THE REQUEST:
Tally the lines containing the word "this" and give the total alone.

[Extracted records]
___

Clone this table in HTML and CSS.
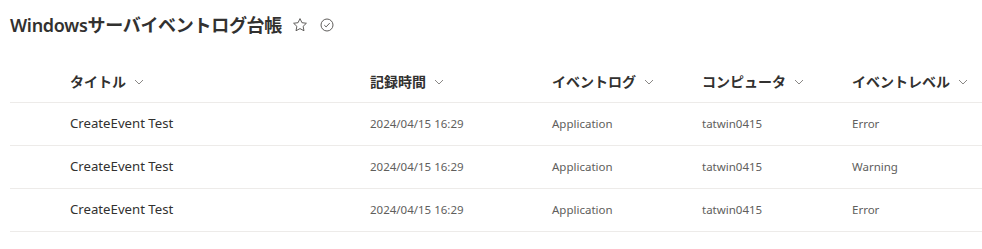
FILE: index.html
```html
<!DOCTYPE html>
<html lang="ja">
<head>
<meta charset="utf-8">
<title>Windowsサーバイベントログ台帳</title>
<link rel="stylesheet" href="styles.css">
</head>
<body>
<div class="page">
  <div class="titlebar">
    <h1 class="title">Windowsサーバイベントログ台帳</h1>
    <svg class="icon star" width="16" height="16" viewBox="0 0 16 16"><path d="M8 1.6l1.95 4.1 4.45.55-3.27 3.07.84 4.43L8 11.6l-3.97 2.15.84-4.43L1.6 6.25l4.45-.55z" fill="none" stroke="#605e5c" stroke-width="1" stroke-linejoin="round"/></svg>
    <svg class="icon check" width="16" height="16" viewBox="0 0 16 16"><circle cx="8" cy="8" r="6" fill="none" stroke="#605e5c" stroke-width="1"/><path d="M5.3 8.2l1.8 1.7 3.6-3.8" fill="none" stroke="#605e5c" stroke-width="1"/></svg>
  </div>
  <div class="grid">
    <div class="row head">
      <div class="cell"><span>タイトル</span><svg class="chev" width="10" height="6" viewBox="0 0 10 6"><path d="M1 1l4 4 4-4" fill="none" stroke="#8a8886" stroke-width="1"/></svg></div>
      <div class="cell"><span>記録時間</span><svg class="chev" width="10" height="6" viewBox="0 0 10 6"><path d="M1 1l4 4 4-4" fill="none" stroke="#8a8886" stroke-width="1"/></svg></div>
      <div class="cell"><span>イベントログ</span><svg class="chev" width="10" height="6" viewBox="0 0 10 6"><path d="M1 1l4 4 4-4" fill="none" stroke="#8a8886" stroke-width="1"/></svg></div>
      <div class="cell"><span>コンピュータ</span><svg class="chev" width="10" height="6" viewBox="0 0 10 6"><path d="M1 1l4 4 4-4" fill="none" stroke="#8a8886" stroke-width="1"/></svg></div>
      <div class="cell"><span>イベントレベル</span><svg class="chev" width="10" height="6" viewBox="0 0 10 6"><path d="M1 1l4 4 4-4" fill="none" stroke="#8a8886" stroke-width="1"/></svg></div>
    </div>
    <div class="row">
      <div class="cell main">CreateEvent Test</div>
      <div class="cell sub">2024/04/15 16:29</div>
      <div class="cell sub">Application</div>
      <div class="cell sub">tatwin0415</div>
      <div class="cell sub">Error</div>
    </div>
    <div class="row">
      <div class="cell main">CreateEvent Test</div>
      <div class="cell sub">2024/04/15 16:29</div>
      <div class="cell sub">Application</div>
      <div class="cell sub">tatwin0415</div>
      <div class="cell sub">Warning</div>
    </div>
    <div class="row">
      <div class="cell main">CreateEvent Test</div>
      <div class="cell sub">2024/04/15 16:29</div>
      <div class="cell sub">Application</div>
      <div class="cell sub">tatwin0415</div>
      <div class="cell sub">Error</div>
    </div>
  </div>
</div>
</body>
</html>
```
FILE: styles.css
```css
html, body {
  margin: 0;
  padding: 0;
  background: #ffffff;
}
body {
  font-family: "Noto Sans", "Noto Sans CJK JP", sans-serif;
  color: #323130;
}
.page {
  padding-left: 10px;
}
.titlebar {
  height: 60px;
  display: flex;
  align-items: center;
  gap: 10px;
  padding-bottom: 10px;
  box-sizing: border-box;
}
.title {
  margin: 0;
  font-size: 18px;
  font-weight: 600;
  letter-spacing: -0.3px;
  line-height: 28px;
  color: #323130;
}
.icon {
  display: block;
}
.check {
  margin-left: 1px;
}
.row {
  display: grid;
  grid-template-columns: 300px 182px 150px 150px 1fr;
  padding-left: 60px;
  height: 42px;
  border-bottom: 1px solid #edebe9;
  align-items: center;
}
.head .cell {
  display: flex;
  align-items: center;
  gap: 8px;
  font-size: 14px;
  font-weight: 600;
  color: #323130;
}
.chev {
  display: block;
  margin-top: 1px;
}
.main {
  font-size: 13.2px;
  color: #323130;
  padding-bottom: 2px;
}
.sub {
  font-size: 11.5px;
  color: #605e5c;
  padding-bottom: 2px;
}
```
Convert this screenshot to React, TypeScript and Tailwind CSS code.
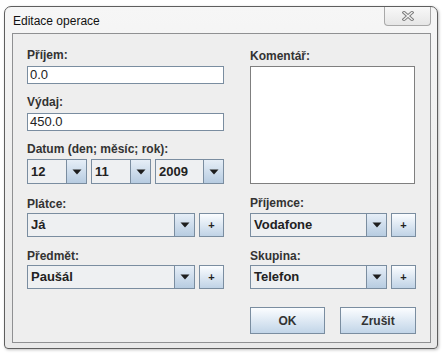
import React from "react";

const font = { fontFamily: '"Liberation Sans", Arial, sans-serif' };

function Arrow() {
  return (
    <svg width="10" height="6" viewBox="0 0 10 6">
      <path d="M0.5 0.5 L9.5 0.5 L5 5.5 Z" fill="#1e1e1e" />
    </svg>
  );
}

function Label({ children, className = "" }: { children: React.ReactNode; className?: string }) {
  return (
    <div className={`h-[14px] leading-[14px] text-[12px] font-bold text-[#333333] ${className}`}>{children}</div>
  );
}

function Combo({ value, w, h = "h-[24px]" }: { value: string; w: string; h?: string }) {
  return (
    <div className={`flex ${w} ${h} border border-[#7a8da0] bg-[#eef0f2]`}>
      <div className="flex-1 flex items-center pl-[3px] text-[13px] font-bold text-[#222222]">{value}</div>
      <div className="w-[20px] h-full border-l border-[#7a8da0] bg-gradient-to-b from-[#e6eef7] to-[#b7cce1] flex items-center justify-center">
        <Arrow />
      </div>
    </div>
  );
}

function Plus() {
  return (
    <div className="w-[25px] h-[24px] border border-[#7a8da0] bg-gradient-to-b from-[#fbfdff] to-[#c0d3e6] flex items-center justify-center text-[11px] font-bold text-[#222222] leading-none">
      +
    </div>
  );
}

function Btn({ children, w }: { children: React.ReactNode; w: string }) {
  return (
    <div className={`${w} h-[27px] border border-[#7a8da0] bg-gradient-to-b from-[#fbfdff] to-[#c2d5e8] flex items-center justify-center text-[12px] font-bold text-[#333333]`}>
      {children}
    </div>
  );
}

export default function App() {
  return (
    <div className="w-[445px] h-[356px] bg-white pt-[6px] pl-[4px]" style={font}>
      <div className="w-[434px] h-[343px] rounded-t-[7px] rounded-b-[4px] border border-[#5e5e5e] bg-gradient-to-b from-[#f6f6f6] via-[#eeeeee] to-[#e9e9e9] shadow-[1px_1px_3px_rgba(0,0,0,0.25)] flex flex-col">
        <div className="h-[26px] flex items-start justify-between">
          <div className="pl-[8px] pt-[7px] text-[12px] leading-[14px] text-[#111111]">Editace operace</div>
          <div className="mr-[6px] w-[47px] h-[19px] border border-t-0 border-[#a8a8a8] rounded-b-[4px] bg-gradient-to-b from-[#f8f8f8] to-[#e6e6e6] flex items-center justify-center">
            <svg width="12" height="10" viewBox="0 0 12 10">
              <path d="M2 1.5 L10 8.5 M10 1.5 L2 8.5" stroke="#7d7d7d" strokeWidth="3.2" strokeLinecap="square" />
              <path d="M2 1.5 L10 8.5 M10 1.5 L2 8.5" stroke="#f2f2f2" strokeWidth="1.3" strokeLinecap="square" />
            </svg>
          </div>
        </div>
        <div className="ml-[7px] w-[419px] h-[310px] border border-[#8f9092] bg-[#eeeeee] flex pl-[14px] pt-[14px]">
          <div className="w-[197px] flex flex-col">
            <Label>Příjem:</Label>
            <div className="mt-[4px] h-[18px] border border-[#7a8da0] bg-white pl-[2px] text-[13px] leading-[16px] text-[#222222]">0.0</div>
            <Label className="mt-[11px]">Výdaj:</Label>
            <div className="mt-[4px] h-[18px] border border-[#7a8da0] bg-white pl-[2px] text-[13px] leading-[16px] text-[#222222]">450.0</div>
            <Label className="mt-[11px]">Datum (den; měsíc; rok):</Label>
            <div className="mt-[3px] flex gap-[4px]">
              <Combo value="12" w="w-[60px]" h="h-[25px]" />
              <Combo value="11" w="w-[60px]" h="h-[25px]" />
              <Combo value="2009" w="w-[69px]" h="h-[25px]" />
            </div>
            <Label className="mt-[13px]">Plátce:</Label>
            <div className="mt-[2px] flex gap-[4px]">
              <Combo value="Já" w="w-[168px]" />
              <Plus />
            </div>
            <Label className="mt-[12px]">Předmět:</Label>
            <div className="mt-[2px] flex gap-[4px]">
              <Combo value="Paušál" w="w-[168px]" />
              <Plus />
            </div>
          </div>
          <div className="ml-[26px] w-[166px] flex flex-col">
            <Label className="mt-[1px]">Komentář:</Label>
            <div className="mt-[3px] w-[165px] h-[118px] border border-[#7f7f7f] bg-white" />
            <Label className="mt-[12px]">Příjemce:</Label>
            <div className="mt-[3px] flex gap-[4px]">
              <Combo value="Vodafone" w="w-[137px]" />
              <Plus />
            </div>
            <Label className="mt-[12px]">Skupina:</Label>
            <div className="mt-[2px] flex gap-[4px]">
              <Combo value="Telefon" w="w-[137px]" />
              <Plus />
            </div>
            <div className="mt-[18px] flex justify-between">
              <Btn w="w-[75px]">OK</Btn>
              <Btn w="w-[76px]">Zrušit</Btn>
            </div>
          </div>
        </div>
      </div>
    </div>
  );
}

___

EXPECTED OUTPUT:
2